# YOUR OBJECTIVE:
Reproduce nothing but the lines from the start of the material through the line that includes "const large = [10, 7, 10, 9, 10, 5];", both ends included, and omit every picture.

# DATA EXCERPT:
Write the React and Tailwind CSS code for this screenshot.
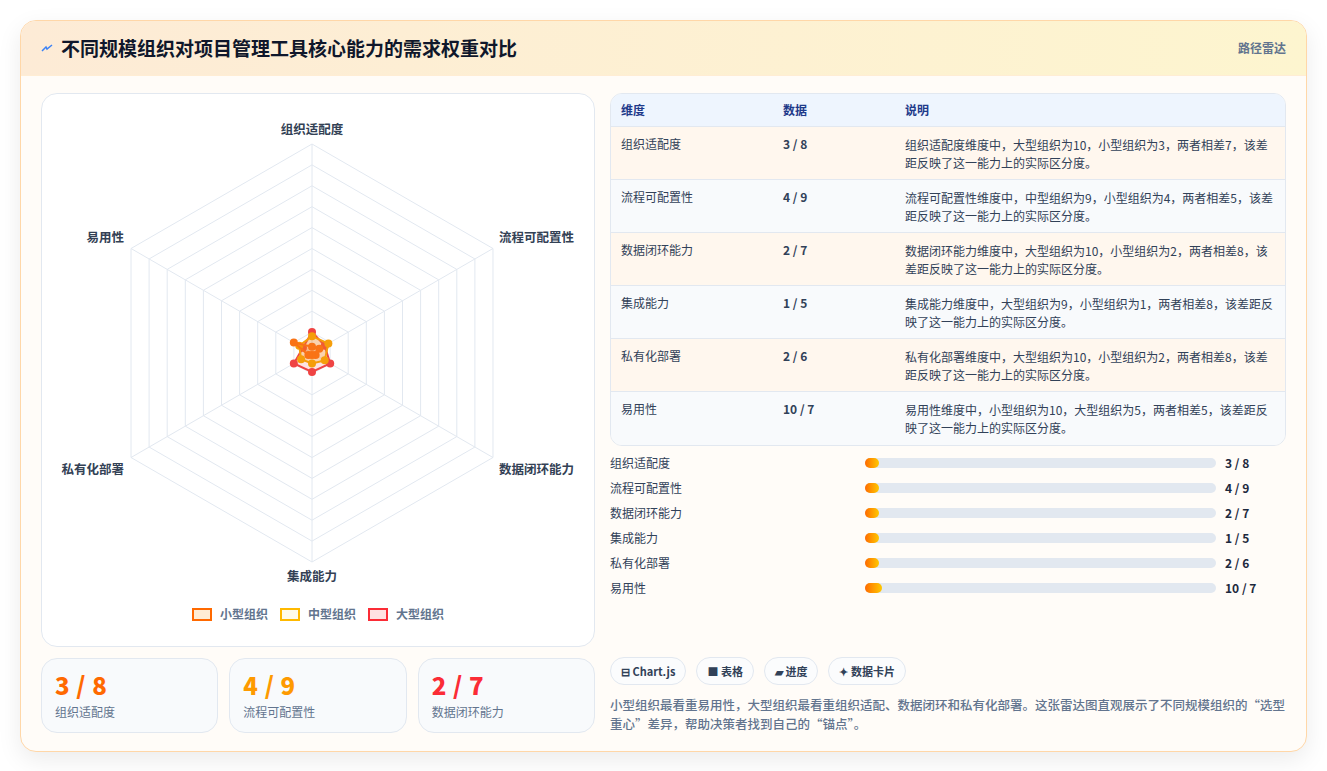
const dims = ["组织适配度", "流程可配置性", "数据闭环能力", "集成能力", "私有化部署", "易用性"];
const small = [3, 4, 2, 1, 2, 10];
const medium = [8, 9, 7, 5, 6, 7];
const large = [10, 7, 10, 9, 10, 5];

const rows = [
  ["组织适配度", "3 / 8", "组织适配度维度中，大型组织为10，小型组织为3，两者相差7，该差距反映了这一能力上的实际区分度。"],
  ["流程可配置性", "4 / 9", "流程可配置性维度中，中型组织为9，小型组织为4，两者相差5，该差距反映了这一能力上的实际区分度。"],
  ["数据闭环能力", "2 / 7", "数据闭环能力维度中，大型组织为10，小型组织为2，两者相差8，该差距反映了这一能力上的实际区分度。"],
  ["集成能力", "1 / 5", "集成能力维度中，大型组织为9，小型组织为1，两者相差8，该差距反映了这一能力上的实际区分度。"],
  ["私有化部署", "2 / 6", "私有化部署维度中，大型组织为10，小型组织为2，两者相差8，该差距反映了这一能力上的实际区分度。"],
  ["易用性", "10 / 7", "易用性维度中，小型组织为10，大型组织为5，两者相差5，该差距反映了这一能力上的实际区分度。"],
];

const CX = 270, CY = 259, R = 209;
const pt = (i, r) => {
  const a = -Math.PI / 2 + (i * Math.PI) / 3;
  return [CX + r * Math.cos(a), CY + r * Math.sin(a)];
};
const poly = (vals, scale) => vals.map((v, i) => pt(i, v * scale).join(",")).join(" ");

function Radar() {
  const rings = [1, 2, 3, 4, 5, 6, 7, 8, 9, 10];
  const series = [
    { v: large, stroke: "#ef4444", fill: "rgba(239,68,68,0.15)" },
    { v: medium, stroke: "#f59e0b", fill: "rgba(245,158,11,0.25)" },
    { v: small, stroke: "#f97316", fill: "rgba(249,115,22,0.25)" },
  ];
  const labelPos = [
    [CX, 40, "middle"], [457, 148, "start"], [457, 380, "start"],
    [CX, 487, "middle"], [82, 380, "end"], [82, 148, "end"],
  ];
  return (
    <svg width="552" height="500" viewBox="0 0 552 500">
      {rings.map((r) => (
        <polygon key={r} points={[0, 1, 2, 3, 4, 5].map((i) => pt(i, (R * r) / 10).join(",")).join(" ")} fill="none" stroke="#e2e8f0" strokeWidth="1" />
      ))}
      {[0, 1, 2, 3, 4, 5].map((i) => {
        const [x, y] = pt(i, R);
        return <line key={i} x1={CX} y1={CY} x2={x} y2={y} stroke="#e2e8f0" strokeWidth="1" />;
      })}
      {series.map((s, k) => (
        <g key={k}>
          <polygon points={poly(s.v, 2.1)} fill={s.fill} stroke={s.stroke} strokeWidth="2" />
          {s.v.map((v, i) => {
            const [x, y] = pt(i, v * 2.1);
            return <circle key={i} cx={x} cy={y} r="4" fill={s.stroke} />;
          })}
        </g>
      ))}
      {dims.map((d, i) => (
        <text key={d} x={labelPos[i][0]} y={labelPos[i][1]} textAnchor={labelPos[i][2]} fontSize="12.5" fontWeight="600" fill="#334155">{d}</text>
      ))}
    </svg>
  );
}

export default function App() {
  return (
    <div className="min-h-screen bg-white p-5 text-slate-700" style={{ fontFamily: '"Noto Sans CJK SC", "Noto Sans", sans-serif' }}>
      <div className="rounded-2xl border border-orange-200 bg-[#fffcf8] shadow-[0_8px_24px_rgba(0,0,0,0.08)] overflow-hidden">
        <div className="flex items-center justify-between h-[55px] px-5 bg-gradient-to-r from-[#fdebd6] to-[#fdf5cf] border-b border-orange-100">
          <div className="flex items-center gap-2">
            <svg width="12" height="12" viewBox="0 0 12 12"><path d="M1 9 L5 5 L6 7 L11 3" stroke="#3b82f6" strokeWidth="1.5" fill="none" /></svg>
            <h1 className="text-[19px] font-bold text-slate-900">不同规模组织对项目管理工具核心能力的需求权重对比</h1>
          </div>
          <span className="text-xs font-semibold text-slate-500">路径雷达</span>
        </div>
        <div className="flex gap-[15px] px-5 pt-[17px] pb-[18px]">
          <div className="w-[554px] flex flex-col gap-[11px]">
            <div className="h-[554px] rounded-2xl border border-slate-200 bg-white flex flex-col items-center">
              <Radar />
              <div className="flex items-center gap-2 text-xs font-semibold text-slate-500 mt-[12px]">
                <span className="w-[20px] h-[13px] border-2 border-orange-500 bg-orange-100" /> 小型组织
                <span className="w-[20px] h-[13px] border-2 border-amber-400 bg-amber-50 ml-1" /> 中型组织
                <span className="w-[20px] h-[13px] border-2 border-red-500 bg-red-100 ml-1" /> 大型组织
              </div>
            </div>
            <div className="grid grid-cols-3 gap-[11px]">
              {[["3 / 8", "组织适配度", "text-orange-500"], ["4 / 9", "流程可配置性", "text-amber-500"], ["2 / 7", "数据闭环能力", "text-red-500"]].map(([v, l, c]) => (
                <div key={l} className="h-[75px] rounded-2xl border border-slate-200 bg-[#f8fafc] px-[13px] pt-[11px]">
                  <div className={`text-[24px] font-extrabold leading-[30px] tracking-wide ${c}`}>{v}</div>
                  <div className="text-xs text-slate-500 mt-1">{l}</div>
                </div>
              ))}
            </div>
          </div>
          <div className="flex-1 flex flex-col">
            <div className="rounded-xl border border-slate-200 overflow-hidden">
              <div className="grid grid-cols-[162px_122px_1fr] h-[33px] items-center bg-[#eef5fe] text-xs font-semibold text-[#1e3a8a] border-b border-slate-200 px-[10px]">
                <span>维度</span><span>数据</span><span>说明</span>
              </div>
              {rows.map((r, i) => (
                <div key={r[0]} className={`grid grid-cols-[162px_122px_1fr] h-[53px] items-start pt-[9px] pl-[10px] pr-[6px] text-xs text-slate-700 ${i % 2 === 0 ? "bg-[#fff7ee]" : "bg-[#f8fafc]"} ${i < 5 ? "border-b border-slate-200" : ""}`}>
                  <span>{r[0]}</span>
                  <span className="font-semibold">{r[1]}</span>
                  <span className="leading-[18px]">{r[2]}</span>
                </div>
              ))}
            </div>
            <div className="flex flex-col gap-[7px] mt-[8px]">
              {rows.map((r) => (
                <div key={r[0]} className="flex items-center h-[18px] text-xs">
                  <span className="w-[255px] text-slate-700">{r[0]}</span>
                  <div className="w-[351px] h-[10px] rounded-full bg-slate-200">
                    <div className={`h-full rounded-full bg-gradient-to-r from-orange-500 to-yellow-400 ${r[1] === "10 / 7" ? "w-[17px]" : "w-[14px]"}`} />
                  </div>
                  <span className="ml-[9px] font-bold text-slate-800">{r[1]}</span>
                </div>
              ))}
            </div>
            <div className="flex gap-[10px] mt-auto">
              {["⊟ Chart.js", "■ 表格", "▰ 进度", "✦ 数据卡片"].map((t) => (
                <span key={t} className="h-[28px] px-[10px] flex items-center rounded-full border border-slate-200 bg-[#fbfcfd] text-[11px] font-semibold text-slate-700">{t}</span>
              ))}
            </div>
            <p className="mt-[10px] text-[12.5px] leading-[19px] text-slate-500 font-medium">
              小型组织最看重易用性，大型组织最看重组织适配、数据闭环和私有化部署。这张雷达图直观展示了不同规模组织的“选型重心”差异，帮助决策者找到自己的“锚点”。
            </p>
          </div>
        </div>
      </div>
    </div>
  );
}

# TASK RESPONSE:
Write the React and Tailwind CSS code for this screenshot.
const dims = ["组织适配度", "流程可配置性", "数据闭环能力", "集成能力", "私有化部署", "易用性"];
const small = [3, 4, 2, 1, 2, 10];
const medium = [8, 9, 7, 5, 6, 7];
const large = [10, 7, 10, 9, 10, 5];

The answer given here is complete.